Southern Pacific balked at first – it seemed like their old fears that any lease was just a start of losing control in the County may have been correct – but when the number of customers in Westminster dropped to two in early 2012, they began negotiating in earnest, fearful that they’d have to abandon several of the lines the County wanted and be forced to sell them, rather than lease, and at fire-sale prices.

Over the next two years negotiations continued, with OCRT updating their plans to both handle the changes that had happened over the last fifteen years (three of the previously chosen station sites now had other buildings on them, for example) and to assure Southern Pacific that their freights would continue to move through the system, at worst with only minor delays.
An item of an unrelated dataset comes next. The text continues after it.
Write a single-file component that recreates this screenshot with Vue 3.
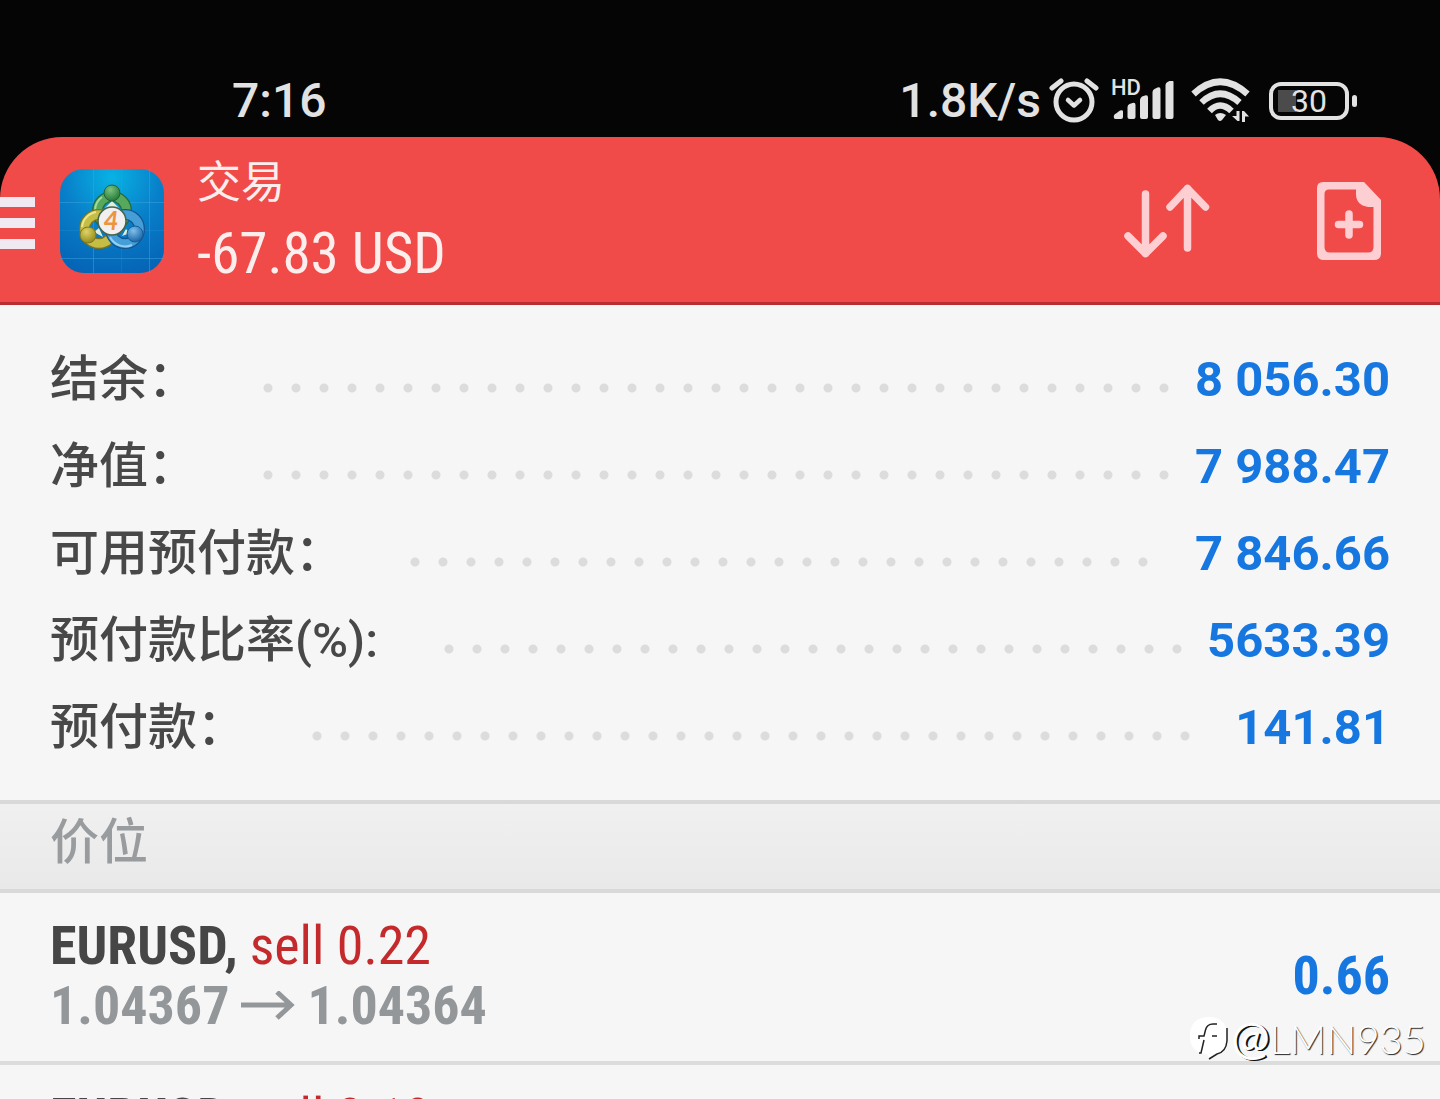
<template>
  <div class="screen">
    <div class="status-bar">
      <time class="clock">7:16</time>
      <div class="indicators">
        <span class="speed">1.8K/s</span>
        <svg class="alarm" viewBox="0 0 50 48" width="50" height="48" aria-hidden="true">
          <g fill="none" stroke="currentColor" stroke-linecap="round">
            <circle cx="25" cy="25" r="18" stroke-width="5" />
            <path d="M3 11 L12 4 M47 11 L38 4" stroke-width="5" />
            <path d="M19 23 L25 28.500 L31 23" stroke-width="4.500" stroke-linejoin="round" />
          </g>
        </svg>
        <div class="signal">
          <span class="hd">HD</span>
          <svg viewBox="0 0 62 40" width="62" height="40" aria-hidden="true">
            <g fill="currentColor">
              <path d="M1 37 q-1 -3 2 -4.500 l4 -3 q3 -1 3 1 V36 q0 2 -2 2 H3 q-2 0 -2 -1z" />
              <path d="M14.500 26 q0 -2 2 -3 l3 -1 q3 -1 3 2 V36 q0 2 -2 2 h-4 q-2 0 -2 -2z" />
              <path d="M27 19 q0 -2 2 -3.500 l3 -1 q3 -1 3 2 V36 q0 2 -2 2 h-4 q-2 0 -2 -2z" />
              <path d="M39.500 11 q0 -2 2 -3 l3 -1.500 q3 -1 3 2 V36 q0 2 -2 2 h-4 q-2 0 -2 -2z" />
              <path d="M52.500 4 q0 -2 2 -3 l3 -1.500 q3 -1 3 2 V36 q0 2 -2 2 h-4 q-2 0 -2 -2z" />
            </g>
          </svg>
        </div>
        <svg class="wifi" viewBox="0 0 60 46" width="60" height="46" aria-hidden="true">
          <g fill="none" stroke="currentColor" stroke-width="6.500">
            <path d="M2.500 16 Q29 -8.500 56.500 16" />
            <path d="M10.500 24.500 Q29 7 48.500 24.500" />
            <path d="M18.500 33 Q29 22 40.500 33" />
          </g>
          <path d="M24 37 Q29 33 35 37 L31 42 Q29 44 27 42z" fill="currentColor" />
          <path d="M48.500 33 V43 H46.500 L41 38 H45.500 V33z M51 44 V33 H53 L58 38.500 H54 V44z" fill="currentColor" />
        </svg>
        <div class="battery">
          <span class="level">30</span>
        </div>
      </div>
    </div>

    <header class="header">
      <button class="menu" type="button" aria-label="Menu">
        <span></span>
        <span></span>
        <span></span>
      </button>
      <svg class="logo" viewBox="0 0 104 104" width="104" height="104" aria-hidden="true">
        <defs>
          <radialGradient id="sky" cx="0.5" cy="0.08" r="0.95">
            <stop offset="0" stop-color="#08b2e4" />
            <stop offset="0.5" stop-color="#087fc9" />
            <stop offset="1" stop-color="#0564b6" />
          </radialGradient>
          <radialGradient id="green" cx="0.4" cy="0.3" r="0.7">
            <stop offset="0" stop-color="#7fc280" />
            <stop offset="1" stop-color="#257a3b" />
          </radialGradient>
          <radialGradient id="yellow" cx="0.4" cy="0.3" r="0.7">
            <stop offset="0" stop-color="#e0d468" />
            <stop offset="1" stop-color="#958b1c" />
          </radialGradient>
          <radialGradient id="blue" cx="0.4" cy="0.3" r="0.7">
            <stop offset="0" stop-color="#7fc0ea" />
            <stop offset="1" stop-color="#1b66a8" />
          </radialGradient>
        </defs>
        <rect width="104" height="104" rx="24" fill="url(#sky)" />
        <path d="M0 33.500 H104 M0 89.500 H104 M33.500 0 V104 M89.500 0 V104" stroke="#3ba4df" stroke-opacity="0.5" />
        <path d="M0 61.500 H104 M61.500 0 V104" stroke="#3ba4df" stroke-opacity="0.2" />
        <g fill="none">
          <circle cx="52" cy="42" r="14.500" stroke="#236b3b" stroke-width="11" />
          <circle cx="52" cy="42" r="14.500" stroke="#57a85c" stroke-width="8.500" />
          <path d="M35 41 A17 17 0 0 1 42 28" stroke="#a6d99d" stroke-width="2" />
          <circle cx="39" cy="60" r="14.500" stroke="#77751f" stroke-width="11" />
          <circle cx="39" cy="60" r="14.500" stroke="#c5bd45" stroke-width="8.500" />
          <path d="M22 58 A17 17 0 0 1 36 43" stroke="#ece690" stroke-width="2" />
          <circle cx="65" cy="60" r="14.500" stroke="#15558f" stroke-width="11" />
          <circle cx="65" cy="60" r="14.500" stroke="#459ed8" stroke-width="8.500" />
          <path d="M50 68 A17 17 0 0 0 72 76" stroke="#94d0f2" stroke-width="2" />
        </g>
        <path d="M45 39 L52 32 L59 39z M34 63 L39 59 L43 68z M62 67 L66 60 L70 64z" fill="#e1eedc" />
        <circle cx="52" cy="24" r="8" fill="url(#green)" stroke="#1d6536" />
        <circle cx="28" cy="66" r="8" fill="url(#yellow)" stroke="#807a1c" />
        <circle cx="75" cy="65" r="8" fill="url(#blue)" stroke="#145e9c" />
        <circle cx="52" cy="52" r="14" fill="#f1eff0" stroke="#46634b" stroke-width="1.500" />
        <text class="logo-digit" x="51" y="61" text-anchor="middle">4</text>
      </svg>
      <div class="heading">
        <h1>交易</h1>
        <p>-67.83 USD</p>
      </div>
      <button class="tool" type="button" aria-label="Sort">
        <svg viewBox="0 0 86 76" width="86" height="76">
          <g fill="none" stroke="currentColor" stroke-width="7.500" stroke-linecap="round" stroke-linejoin="round">
            <path d="M21.500 11 V70.500 M4 53 L21.500 70.500 L39 53" />
            <path d="M63.500 65 V5.500 M46 24 L63.500 5.500 L81.500 24" />
          </g>
        </svg>
      </button>
      <button class="tool" type="button" aria-label="New order">
        <svg viewBox="0 0 64 78" width="64" height="78">
          <path
            d="M6 0 H47 L64 18 V71 Q64 78 57 78 H7 Q0 78 0 71 V6 Q0 0 6 0z M12 7.500 Q7.500 7.500 7.500 12 V65 Q7.500 70.500 13 70.500 H51 Q56.500 70.500 56.500 65 V25 H51 Q39 23 39 12 V7.500z"
            fill="currentColor"
            fill-rule="evenodd"
          />
          <path d="M32 32 V53 M21.500 42.500 H42.500" stroke="currentColor" stroke-width="7.500" stroke-linecap="round" />
        </svg>
      </button>
    </header>

    <main>
      <dl class="summary">
        <div class="summary-row" v-for="item in summary" :key="item.label">
          <dt>{{ item.label }}</dt>
          <dd>
            <span class="leader"></span>
            <span>{{ item.value }}</span>
          </dd>
        </div>
      </dl>

      <h2 class="section-title">价位</h2>

      <ul class="positions">
        <li class="position" v-for="position in positions" :key="position.id">
          <div>
            <p class="deal">
              <strong>{{ position.symbol }},</strong>
              <span class="side">{{ position.side }} {{ position.volume }}</span>
            </p>
            <p class="prices">
              <span>{{ position.open }}</span>
              <svg viewBox="0 0 54 30" width="54" height="30" aria-hidden="true">
                <path d="M0 14 H50 M36 1 L50 14 L36 27" fill="none" stroke="currentColor" stroke-width="5" />
              </svg>
              <span>{{ position.current }}</span>
            </p>
          </div>
          <span class="profit">{{ position.profit }}</span>
        </li>
      </ul>
    </main>

    <div class="watermark">
      <svg viewBox="0 0 40 44" width="40" height="44" aria-hidden="true">
        <path d="M20 1 Q38 1 38 20 Q38 34 28 38 L20 43 L18 38 Q1 37 1 20 Q1 1 20 1z" fill="#fff" />
        <g fill="none" stroke="#222" stroke-width="1.500">
          <path d="M38 12 V25 Q37 36 28 38 L20 43" />
          <path d="M28 8 H24 Q18 8 16.500 14 L15 20 H10 V23" />
          <path d="M28 20 H23 M15 24 L12 37 H10" />
        </g>
      </svg>
      <span><b>@</b>LMN935</span>
    </div>
  </div>
</template>

<script setup>
import { ref } from "vue";

const summary = ref([
  { label: "结余：", value: "8 056.30" },
  { label: "净值：", value: "7 988.47" },
  { label: "可用预付款：", value: "7 846.66" },
  { label: "预付款比率(%):", value: "5633.39" },
  { label: "预付款：", value: "141.81" },
]);

const positions = ref([
  {
    id: 1,
    symbol: "EURUSD",
    side: "sell",
    volume: "0.22",
    open: "1.04367",
    current: "1.04364",
    profit: "0.66",
  },
  {
    id: 2,
    symbol: "EURUSD",
    side: "sell",
    volume: "0.18",
  },
]);
</script>

<style>
body {
  margin: 0;
  background: #050505;
}
</style>

<style scoped>
.screen {
  position: relative;
  display: flex;
  flex-direction: column;
  height: 100vh;
  overflow: hidden;
  background: #050505;
  font-family: Roboto, "Noto Sans CJK SC", sans-serif;
}

h1,
h2,
p,
dl,
dd,
ul {
  margin: 0;
  padding: 0;
}

button {
  padding: 0;
  border: 0;
  background: none;
  color: inherit;
  cursor: pointer;
}

svg {
  display: block;
  flex-shrink: 0;
}

/* Status bar */
.status-bar {
  display: flex;
  align-items: center;
  justify-content: space-between;
  flex-shrink: 0;
  height: 73px;
  padding: 64px 83px 0 232px;
  color: #e2e2e2;
  font-size: 48px;
  font-weight: 500;
}

.indicators {
  display: flex;
  align-items: center;
}

.alarm {
  margin: 0 14px 0 8px;
}

.signal {
  position: relative;
  margin-right: 16px;
}

.hd {
  position: absolute;
  top: -4px;
  left: -2px;
  font-size: 22px;
  line-height: 22px;
}

.wifi {
  margin-right: 18px;
}

.battery {
  position: relative;
  box-sizing: border-box;
  width: 80px;
  height: 38px;
  margin-right: 8px;
  border: 4px solid;
  border-radius: 12px;
  background: linear-gradient(#4b4b4b, #4b4b4b) 5px 4px / 18px 22px no-repeat;
}

.battery::after {
  content: "";
  position: absolute;
  top: 9px;
  right: -12px;
  width: 5px;
  height: 12px;
  border-radius: 3px;
  background: currentColor;
}

.level {
  display: block;
  font-size: 32px;
  font-weight: 400;
  line-height: 30px;
  text-align: center;
}

/* Header */
.header {
  display: flex;
  align-items: center;
  flex-shrink: 0;
  padding: 13px 59px 10px 0;
  border-bottom: 3px solid #b92e33;
  border-radius: 62px 62px 0 0;
  background: #f04a49;
  color: #fdeeee;
}

.menu {
  display: flex;
  flex-direction: column;
  gap: 11px;
  width: 35px;
  margin-right: 25px;
  padding-top: 4px;
}

.menu span {
  height: 10px;
  background: #f1e9f1;
}

.logo-digit {
  fill: #ee943d;
  font-family: Lato, sans-serif;
  font-size: 26px;
  font-style: italic;
  font-weight: 700;
}

.heading {
  flex: 1;
  margin-left: 33px;
}

.heading h1 {
  font-size: 44px;
  font-weight: 400;
  line-height: 66px;
}

.heading p {
  font-family: "Roboto Condensed", "Liberation Sans Narrow", Roboto, sans-serif;
  font-size: 57px;
  line-height: 76px;
}

.tool {
  color: #fdcfd2;
}

.tool + .tool {
  margin-left: 107px;
}

main {
  flex: 1;
  background: #f6f6f6;
}

/* Account summary */
.summary {
  padding: 31px 50px 29px;
}

.summary-row {
  display: flex;
  align-items: center;
  height: 87px;
}

.summary dt {
  color: #484848;
  font-size: 49px;
  font-weight: 500;
  line-height: 87px;
  white-space: nowrap;
}

.summary dd {
  display: flex;
  flex: 1;
  align-items: center;
  color: #1677e0;
  font-size: 49px;
  font-weight: 700;
  white-space: nowrap;
}

.leader {
  flex: 1;
  margin: 16px 7px 0 66px;
}

/* only whole dots: the width snaps down to the 28px step */
.leader::before {
  content: "";
  display: block;
  width: round(down, 100%, 28px);
  height: 10px;
  background: radial-gradient(circle at 5px 5px, #dcdcdc 4px, transparent 5px) 0 0 / 28px 10px;
}

/* Section title */
.section-title {
  padding: 0 50px 8px;
  border: solid #d9d9d9;
  border-width: 4px 0;
  background: linear-gradient(#f0f0f0, #e9e9e9);
  color: #999c9e;
  font-size: 49px;
  font-weight: 500;
  line-height: 77px;
}

/* Positions */
.positions {
  list-style: none;
}

.position {
  display: flex;
  align-items: center;
  justify-content: space-between;
  padding: 23px 50px 25px;
  border-bottom: 4px solid #dcdcdc;
  font-family: "Roboto Condensed", "Liberation Sans Narrow", Roboto, sans-serif;
  font-size: 54px;
  line-height: 60px;
}

.deal {
  display: flex;
  gap: 12px;
}

.deal strong {
  color: #464646;
}

.side {
  color: #c42a2c;
}

.prices {
  display: flex;
  align-items: center;
  gap: 12px;
  color: #949799;
  font-weight: 700;
}

.profit {
  color: #1677e0;
  font-weight: 700;
}

/* Watermark */
.watermark {
  position: absolute;
  right: 14px;
  bottom: 36px;
  display: flex;
  align-items: center;
  gap: 2px;
  color: #fff;
  font-family: Lato, sans-serif;
  font-size: 40px;
  font-weight: 300;
  line-height: 48px;
  text-shadow: 1px 1px 1px #222;
}

.watermark b {
  font-size: 46px;
  font-weight: 400;
  text-shadow: 2px 1px 0 #111;
}
</style>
Finally just a year ago, on June 13th, 2013, both county and railroad officials signed the lease agreement and OCRT could once again begin to plan for construction. Surveying and preliminary work has since been done, and construction on both lines of the long-delayed Phase One is due to begin on November 3rd, 2014.




SoCal Rail?

It now seems that after many years of delay, work will finally commence on the “lost links” in Southern California’s rail network. Five years ago it seemed unlikely that any of these projects would be completed. Five years from now...you could be riding on at least some of the planned routes.

The Pacific Electric that once linked four counties and their cities together is being reborn.